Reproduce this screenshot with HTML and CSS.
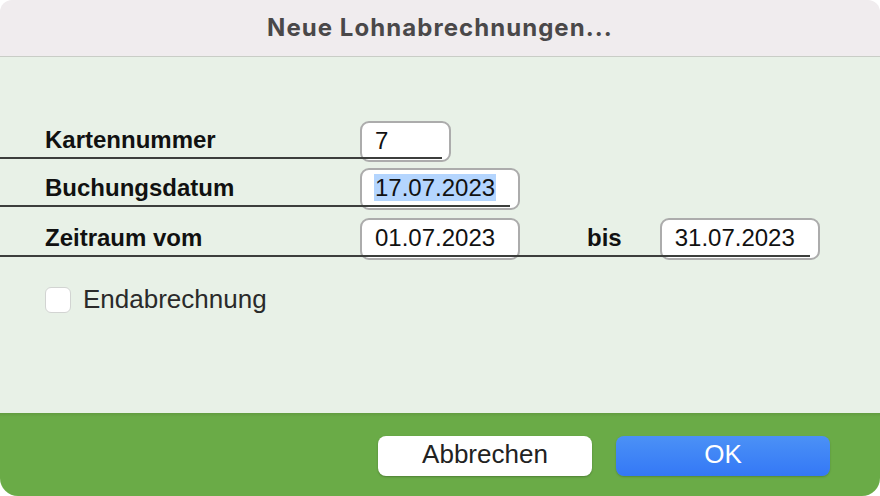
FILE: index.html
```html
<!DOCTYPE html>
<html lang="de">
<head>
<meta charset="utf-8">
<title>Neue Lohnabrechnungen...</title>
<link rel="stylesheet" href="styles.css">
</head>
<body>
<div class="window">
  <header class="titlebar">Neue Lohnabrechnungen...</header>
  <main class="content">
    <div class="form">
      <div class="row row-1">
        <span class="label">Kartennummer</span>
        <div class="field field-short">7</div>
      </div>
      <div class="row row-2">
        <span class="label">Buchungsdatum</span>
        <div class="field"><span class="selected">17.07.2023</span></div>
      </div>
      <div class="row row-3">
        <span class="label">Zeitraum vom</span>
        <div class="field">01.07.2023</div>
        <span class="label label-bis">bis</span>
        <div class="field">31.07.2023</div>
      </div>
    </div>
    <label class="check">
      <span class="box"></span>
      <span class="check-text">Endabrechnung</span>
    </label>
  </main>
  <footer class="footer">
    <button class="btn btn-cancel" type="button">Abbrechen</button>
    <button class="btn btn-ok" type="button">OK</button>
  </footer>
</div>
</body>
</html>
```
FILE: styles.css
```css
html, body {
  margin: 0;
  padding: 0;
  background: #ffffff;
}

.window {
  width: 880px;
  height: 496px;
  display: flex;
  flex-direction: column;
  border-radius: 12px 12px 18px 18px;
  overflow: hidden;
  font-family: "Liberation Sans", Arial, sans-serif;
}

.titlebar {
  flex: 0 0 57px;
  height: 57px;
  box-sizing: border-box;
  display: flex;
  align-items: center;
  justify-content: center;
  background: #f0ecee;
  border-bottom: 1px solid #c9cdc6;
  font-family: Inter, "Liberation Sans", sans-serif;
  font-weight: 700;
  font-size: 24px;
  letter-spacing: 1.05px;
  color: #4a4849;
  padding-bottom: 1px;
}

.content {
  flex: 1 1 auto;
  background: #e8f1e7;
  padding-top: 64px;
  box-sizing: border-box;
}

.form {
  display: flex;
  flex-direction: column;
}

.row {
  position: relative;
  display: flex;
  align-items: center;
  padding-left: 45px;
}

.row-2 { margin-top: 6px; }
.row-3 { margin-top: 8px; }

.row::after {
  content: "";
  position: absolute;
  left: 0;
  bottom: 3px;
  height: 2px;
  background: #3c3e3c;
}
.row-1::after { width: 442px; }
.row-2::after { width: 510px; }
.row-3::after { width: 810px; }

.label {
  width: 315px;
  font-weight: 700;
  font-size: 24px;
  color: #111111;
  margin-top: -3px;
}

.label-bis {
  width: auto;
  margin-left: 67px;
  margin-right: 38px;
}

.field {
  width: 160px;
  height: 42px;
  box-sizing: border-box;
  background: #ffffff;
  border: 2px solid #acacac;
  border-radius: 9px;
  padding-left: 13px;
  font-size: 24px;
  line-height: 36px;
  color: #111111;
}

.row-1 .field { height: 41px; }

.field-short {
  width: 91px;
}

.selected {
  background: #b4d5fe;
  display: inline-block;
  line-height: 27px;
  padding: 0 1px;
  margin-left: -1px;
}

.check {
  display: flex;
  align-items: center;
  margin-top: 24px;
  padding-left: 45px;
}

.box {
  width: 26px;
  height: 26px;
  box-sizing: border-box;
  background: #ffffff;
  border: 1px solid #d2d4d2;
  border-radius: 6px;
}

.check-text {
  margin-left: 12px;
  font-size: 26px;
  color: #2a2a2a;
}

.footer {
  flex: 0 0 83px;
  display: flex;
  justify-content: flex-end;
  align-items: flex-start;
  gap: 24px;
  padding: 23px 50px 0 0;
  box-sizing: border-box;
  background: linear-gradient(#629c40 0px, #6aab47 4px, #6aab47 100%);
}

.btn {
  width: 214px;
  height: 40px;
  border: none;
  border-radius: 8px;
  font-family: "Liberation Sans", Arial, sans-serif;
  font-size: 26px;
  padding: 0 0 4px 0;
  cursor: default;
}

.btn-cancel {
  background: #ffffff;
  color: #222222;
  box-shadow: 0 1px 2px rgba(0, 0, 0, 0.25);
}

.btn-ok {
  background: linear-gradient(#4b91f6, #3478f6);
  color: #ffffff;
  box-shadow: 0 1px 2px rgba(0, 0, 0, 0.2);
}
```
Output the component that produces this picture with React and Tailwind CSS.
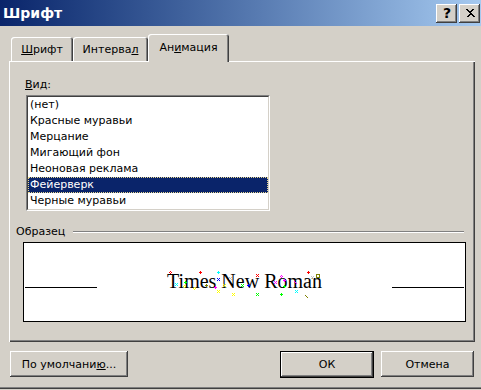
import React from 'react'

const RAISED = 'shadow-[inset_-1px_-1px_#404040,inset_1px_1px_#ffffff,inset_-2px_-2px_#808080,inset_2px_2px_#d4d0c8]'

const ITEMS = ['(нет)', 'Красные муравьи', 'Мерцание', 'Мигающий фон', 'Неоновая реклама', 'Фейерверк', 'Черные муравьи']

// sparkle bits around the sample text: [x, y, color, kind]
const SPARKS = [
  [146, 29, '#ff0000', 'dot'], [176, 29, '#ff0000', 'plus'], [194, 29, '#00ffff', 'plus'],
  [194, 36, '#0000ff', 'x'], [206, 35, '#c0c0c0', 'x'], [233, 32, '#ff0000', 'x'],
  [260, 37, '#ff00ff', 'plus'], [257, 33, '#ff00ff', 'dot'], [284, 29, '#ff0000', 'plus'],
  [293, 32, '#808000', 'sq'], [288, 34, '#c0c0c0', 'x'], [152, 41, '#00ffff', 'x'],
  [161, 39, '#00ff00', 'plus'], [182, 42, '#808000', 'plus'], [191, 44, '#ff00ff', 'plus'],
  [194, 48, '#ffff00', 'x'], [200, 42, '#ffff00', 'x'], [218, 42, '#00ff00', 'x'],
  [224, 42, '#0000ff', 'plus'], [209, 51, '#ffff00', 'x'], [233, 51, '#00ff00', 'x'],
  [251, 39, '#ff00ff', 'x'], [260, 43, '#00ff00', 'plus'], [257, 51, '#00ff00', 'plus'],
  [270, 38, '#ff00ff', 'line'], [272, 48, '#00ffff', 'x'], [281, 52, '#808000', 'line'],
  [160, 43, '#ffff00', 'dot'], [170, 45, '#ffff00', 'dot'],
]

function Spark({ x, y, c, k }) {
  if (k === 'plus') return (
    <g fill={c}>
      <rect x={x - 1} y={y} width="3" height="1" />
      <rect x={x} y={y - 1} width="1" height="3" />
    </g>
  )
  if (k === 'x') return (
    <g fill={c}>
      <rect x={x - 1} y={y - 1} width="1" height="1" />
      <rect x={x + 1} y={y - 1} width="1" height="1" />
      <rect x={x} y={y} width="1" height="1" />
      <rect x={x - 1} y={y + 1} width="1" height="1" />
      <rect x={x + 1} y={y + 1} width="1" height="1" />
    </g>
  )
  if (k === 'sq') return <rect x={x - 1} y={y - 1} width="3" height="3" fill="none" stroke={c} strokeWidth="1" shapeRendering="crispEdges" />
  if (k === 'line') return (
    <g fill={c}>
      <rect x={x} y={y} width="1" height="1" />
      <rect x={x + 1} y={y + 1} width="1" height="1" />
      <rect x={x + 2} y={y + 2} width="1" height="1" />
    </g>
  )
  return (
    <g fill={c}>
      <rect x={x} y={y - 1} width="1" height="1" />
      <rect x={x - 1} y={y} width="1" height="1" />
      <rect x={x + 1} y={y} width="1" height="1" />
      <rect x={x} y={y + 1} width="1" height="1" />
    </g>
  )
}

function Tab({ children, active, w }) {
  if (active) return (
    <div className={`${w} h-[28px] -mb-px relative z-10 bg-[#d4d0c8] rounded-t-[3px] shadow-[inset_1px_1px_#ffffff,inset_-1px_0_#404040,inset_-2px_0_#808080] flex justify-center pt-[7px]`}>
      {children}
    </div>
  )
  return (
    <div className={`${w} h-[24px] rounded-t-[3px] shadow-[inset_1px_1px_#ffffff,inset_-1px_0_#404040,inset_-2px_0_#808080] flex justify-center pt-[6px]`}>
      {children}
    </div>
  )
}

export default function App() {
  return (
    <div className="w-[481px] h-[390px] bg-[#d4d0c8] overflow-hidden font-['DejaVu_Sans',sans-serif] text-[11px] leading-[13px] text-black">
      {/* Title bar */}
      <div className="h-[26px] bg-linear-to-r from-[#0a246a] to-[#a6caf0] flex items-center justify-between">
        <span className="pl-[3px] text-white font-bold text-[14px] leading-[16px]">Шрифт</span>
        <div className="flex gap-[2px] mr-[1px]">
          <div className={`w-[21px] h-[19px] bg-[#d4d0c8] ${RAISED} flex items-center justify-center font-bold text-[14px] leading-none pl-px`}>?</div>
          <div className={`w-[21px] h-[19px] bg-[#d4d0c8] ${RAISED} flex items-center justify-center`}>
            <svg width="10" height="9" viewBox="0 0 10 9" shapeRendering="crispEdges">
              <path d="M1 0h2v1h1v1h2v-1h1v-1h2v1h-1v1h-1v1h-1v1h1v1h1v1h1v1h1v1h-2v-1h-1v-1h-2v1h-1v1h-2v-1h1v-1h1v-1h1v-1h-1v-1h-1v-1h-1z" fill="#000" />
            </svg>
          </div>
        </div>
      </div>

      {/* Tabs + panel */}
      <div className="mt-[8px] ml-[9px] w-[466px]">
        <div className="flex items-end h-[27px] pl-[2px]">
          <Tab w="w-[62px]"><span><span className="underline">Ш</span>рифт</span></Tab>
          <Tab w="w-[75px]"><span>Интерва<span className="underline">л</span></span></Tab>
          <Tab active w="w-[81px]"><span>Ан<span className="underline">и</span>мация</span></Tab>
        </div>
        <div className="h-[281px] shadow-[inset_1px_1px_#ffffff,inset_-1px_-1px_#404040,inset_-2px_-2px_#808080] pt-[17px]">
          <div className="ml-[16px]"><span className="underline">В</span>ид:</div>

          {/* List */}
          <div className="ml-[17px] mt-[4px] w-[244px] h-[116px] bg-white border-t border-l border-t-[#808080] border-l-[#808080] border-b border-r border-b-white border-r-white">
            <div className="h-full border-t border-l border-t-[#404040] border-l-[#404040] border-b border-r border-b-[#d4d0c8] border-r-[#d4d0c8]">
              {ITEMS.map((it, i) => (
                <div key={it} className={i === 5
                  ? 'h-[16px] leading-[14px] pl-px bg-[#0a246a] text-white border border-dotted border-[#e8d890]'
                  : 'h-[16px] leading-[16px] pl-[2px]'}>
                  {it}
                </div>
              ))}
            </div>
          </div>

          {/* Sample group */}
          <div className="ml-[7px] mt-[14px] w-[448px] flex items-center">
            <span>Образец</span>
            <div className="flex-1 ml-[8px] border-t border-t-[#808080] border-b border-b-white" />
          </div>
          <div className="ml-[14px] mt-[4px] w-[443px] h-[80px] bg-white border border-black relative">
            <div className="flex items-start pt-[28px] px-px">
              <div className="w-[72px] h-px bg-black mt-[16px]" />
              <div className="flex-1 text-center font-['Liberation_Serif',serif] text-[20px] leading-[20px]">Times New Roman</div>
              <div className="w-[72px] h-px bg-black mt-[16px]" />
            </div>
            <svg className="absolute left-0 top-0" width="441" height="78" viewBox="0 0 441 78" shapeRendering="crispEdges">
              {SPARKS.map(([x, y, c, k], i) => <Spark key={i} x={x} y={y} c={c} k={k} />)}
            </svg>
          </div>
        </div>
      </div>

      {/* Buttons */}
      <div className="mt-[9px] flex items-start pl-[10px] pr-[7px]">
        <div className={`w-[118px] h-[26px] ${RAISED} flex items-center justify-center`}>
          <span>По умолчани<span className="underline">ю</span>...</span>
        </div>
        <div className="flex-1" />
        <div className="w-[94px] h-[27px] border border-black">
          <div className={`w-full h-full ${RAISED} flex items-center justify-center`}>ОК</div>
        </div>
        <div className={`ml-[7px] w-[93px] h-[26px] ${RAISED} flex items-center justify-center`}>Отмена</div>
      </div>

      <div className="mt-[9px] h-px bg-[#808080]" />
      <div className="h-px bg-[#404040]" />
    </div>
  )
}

----------

Stated problem: Using the entries above, reproduce word for word only the lines from the one that contains "Output the component" to the one that contains "const ITEMS = ['(нет)', 'Красные", both ends included, and drop every picture.

Final result:
Output the component that produces this picture with React and Tailwind CSS.
import React from 'react'

const RAISED = 'shadow-[inset_-1px_-1px_#404040,inset_1px_1px_#ffffff,inset_-2px_-2px_#808080,inset_2px_2px_#d4d0c8]'

const ITEMS = ['(нет)', 'Красные муравьи', 'Мерцание', 'Мигающий фон', 'Неоновая реклама', 'Фейерверк', 'Черные муравьи']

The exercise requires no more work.